_Task details_
Reproduce every line in the listing that contains the word "would".

_Recorded information_

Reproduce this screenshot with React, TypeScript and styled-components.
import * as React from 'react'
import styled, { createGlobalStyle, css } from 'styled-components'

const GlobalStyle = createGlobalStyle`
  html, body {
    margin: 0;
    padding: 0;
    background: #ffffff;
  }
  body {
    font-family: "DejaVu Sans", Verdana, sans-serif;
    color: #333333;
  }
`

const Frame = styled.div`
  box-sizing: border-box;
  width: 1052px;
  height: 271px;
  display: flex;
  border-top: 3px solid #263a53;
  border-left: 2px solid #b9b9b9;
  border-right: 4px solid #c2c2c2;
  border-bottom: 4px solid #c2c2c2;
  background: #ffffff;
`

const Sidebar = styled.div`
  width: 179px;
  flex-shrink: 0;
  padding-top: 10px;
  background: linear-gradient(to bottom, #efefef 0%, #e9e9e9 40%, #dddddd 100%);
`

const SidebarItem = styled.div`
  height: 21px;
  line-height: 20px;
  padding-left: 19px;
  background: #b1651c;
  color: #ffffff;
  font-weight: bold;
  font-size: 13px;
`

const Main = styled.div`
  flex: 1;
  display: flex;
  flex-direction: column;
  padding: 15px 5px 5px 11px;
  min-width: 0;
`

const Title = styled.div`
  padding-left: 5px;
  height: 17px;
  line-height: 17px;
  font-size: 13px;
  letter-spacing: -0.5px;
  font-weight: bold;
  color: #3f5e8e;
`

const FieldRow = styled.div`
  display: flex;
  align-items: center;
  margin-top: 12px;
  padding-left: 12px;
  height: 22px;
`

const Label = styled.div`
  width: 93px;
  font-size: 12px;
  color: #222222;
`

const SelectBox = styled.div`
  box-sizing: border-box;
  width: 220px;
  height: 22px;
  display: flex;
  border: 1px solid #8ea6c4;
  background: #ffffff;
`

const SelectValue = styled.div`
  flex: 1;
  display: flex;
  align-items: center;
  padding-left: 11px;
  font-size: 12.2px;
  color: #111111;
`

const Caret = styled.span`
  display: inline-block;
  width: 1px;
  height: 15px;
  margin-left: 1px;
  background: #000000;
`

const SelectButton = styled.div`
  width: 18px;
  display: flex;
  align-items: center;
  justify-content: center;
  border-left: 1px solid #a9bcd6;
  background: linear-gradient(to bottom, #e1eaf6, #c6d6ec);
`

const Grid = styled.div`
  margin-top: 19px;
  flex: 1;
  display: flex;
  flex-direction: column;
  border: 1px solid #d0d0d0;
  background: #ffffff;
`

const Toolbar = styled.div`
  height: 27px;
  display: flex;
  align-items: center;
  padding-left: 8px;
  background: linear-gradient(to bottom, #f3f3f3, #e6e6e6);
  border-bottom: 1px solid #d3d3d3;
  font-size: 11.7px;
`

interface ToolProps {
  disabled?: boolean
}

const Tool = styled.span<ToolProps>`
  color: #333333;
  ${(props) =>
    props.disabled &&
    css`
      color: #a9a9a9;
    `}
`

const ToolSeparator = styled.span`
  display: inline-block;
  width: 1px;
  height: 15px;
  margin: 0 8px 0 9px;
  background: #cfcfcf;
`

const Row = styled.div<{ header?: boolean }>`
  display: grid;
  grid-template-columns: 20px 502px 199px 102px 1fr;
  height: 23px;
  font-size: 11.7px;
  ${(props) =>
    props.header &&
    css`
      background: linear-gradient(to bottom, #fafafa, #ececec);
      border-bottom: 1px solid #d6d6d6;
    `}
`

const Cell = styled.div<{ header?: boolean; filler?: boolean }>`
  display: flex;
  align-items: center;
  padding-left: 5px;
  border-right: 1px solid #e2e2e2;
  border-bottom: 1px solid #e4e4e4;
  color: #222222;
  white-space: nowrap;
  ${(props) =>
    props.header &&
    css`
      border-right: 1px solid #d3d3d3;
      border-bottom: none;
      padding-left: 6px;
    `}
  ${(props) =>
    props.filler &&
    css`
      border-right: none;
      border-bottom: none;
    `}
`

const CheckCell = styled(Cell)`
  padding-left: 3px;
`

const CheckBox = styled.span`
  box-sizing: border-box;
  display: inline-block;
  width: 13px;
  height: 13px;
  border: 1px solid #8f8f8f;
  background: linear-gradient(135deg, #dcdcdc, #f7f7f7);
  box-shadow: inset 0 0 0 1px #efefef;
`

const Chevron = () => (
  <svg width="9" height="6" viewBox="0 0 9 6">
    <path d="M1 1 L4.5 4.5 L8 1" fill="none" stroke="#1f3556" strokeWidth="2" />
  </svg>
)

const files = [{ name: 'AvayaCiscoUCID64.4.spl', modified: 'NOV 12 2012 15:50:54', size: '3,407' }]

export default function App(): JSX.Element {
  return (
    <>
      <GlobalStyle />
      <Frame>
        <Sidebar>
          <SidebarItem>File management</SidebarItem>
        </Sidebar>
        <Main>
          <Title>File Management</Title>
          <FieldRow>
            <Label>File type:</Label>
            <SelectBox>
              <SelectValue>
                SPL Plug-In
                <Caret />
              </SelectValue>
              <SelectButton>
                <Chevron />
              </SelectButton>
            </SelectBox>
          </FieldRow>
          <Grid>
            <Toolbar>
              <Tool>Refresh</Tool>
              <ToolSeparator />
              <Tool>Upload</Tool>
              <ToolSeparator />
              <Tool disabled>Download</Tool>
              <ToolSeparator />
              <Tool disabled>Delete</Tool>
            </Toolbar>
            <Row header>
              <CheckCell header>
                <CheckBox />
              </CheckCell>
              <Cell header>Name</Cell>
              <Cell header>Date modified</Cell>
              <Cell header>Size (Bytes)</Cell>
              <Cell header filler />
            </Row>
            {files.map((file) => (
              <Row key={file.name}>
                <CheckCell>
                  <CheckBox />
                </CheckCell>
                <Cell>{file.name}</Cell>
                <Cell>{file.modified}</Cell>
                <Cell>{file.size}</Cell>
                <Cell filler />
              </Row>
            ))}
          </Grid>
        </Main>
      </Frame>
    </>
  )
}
* * *
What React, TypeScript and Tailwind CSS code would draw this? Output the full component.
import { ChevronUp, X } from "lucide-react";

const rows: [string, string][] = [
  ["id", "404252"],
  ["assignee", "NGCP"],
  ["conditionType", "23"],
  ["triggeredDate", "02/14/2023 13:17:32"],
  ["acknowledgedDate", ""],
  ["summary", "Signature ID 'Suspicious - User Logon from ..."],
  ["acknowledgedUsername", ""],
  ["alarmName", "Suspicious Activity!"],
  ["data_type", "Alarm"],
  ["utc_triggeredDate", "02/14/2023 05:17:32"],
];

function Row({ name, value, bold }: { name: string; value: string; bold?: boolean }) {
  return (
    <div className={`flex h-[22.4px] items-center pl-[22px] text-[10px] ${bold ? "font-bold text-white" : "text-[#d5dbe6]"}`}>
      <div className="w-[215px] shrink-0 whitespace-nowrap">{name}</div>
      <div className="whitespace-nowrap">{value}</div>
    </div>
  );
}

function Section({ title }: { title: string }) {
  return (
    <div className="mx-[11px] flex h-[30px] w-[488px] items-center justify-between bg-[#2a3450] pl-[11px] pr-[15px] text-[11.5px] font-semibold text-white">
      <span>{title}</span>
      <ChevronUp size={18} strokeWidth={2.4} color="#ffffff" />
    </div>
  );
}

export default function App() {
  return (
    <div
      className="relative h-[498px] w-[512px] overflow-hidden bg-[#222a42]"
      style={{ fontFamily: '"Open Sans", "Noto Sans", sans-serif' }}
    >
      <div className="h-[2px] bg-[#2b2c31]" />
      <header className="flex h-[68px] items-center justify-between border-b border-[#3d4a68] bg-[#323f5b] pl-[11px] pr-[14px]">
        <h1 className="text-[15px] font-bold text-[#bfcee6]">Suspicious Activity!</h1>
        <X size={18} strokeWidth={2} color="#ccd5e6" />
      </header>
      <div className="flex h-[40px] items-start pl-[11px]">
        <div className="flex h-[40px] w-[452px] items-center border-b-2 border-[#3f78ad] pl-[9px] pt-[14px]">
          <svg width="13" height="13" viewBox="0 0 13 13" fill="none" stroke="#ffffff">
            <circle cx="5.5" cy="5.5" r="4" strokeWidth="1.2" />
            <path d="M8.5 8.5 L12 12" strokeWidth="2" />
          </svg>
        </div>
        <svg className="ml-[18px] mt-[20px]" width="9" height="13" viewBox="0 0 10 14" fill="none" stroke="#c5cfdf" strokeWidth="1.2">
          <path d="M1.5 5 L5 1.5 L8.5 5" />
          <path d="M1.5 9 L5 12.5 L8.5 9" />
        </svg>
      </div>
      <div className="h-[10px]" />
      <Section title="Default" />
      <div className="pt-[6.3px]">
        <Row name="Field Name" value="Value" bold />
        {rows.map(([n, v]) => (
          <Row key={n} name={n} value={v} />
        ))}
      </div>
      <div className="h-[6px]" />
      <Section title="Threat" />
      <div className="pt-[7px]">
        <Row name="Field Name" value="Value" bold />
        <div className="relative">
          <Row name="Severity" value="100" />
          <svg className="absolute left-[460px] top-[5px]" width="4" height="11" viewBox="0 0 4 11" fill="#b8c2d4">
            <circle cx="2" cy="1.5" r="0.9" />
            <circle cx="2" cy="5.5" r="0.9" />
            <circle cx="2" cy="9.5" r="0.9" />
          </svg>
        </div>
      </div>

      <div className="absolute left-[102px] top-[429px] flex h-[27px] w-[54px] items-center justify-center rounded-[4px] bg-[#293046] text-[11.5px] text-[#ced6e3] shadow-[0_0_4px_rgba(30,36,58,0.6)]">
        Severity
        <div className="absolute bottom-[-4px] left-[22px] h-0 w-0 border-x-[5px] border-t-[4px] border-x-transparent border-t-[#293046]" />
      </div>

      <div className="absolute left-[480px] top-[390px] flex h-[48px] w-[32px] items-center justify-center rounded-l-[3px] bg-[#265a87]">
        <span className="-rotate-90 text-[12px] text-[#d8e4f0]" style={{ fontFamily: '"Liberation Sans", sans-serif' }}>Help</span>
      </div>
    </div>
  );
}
--
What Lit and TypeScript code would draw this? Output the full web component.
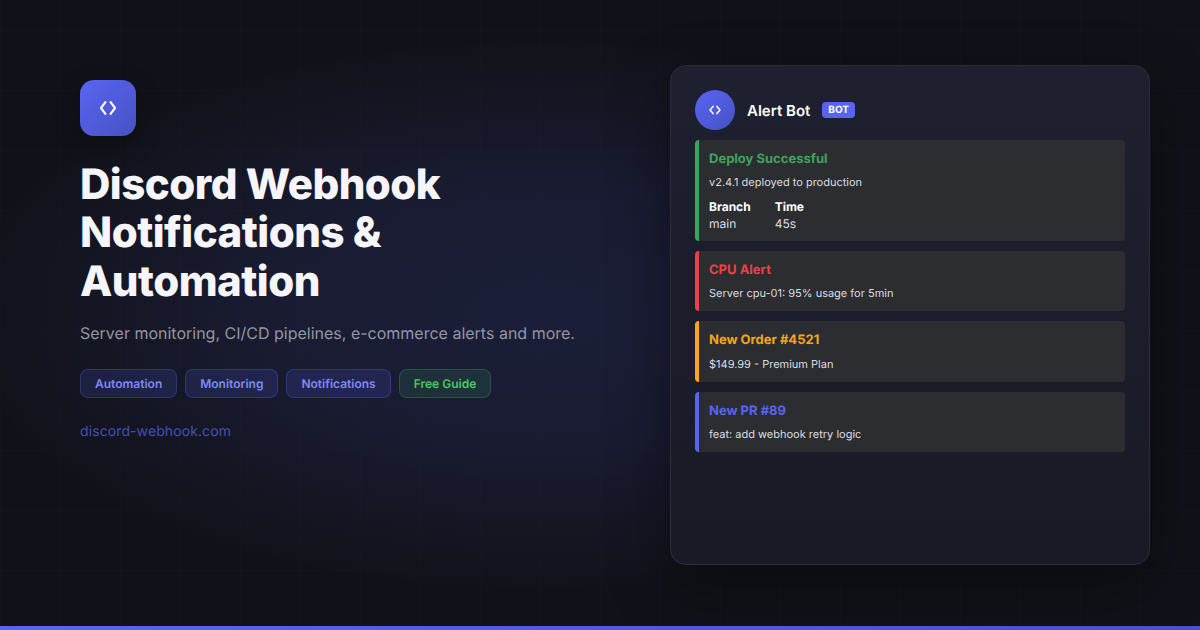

_Solution for this task_
What React, TypeScript and Tailwind CSS code would draw this? Output the full component.
What Lit and TypeScript code would draw this? Output the full web component.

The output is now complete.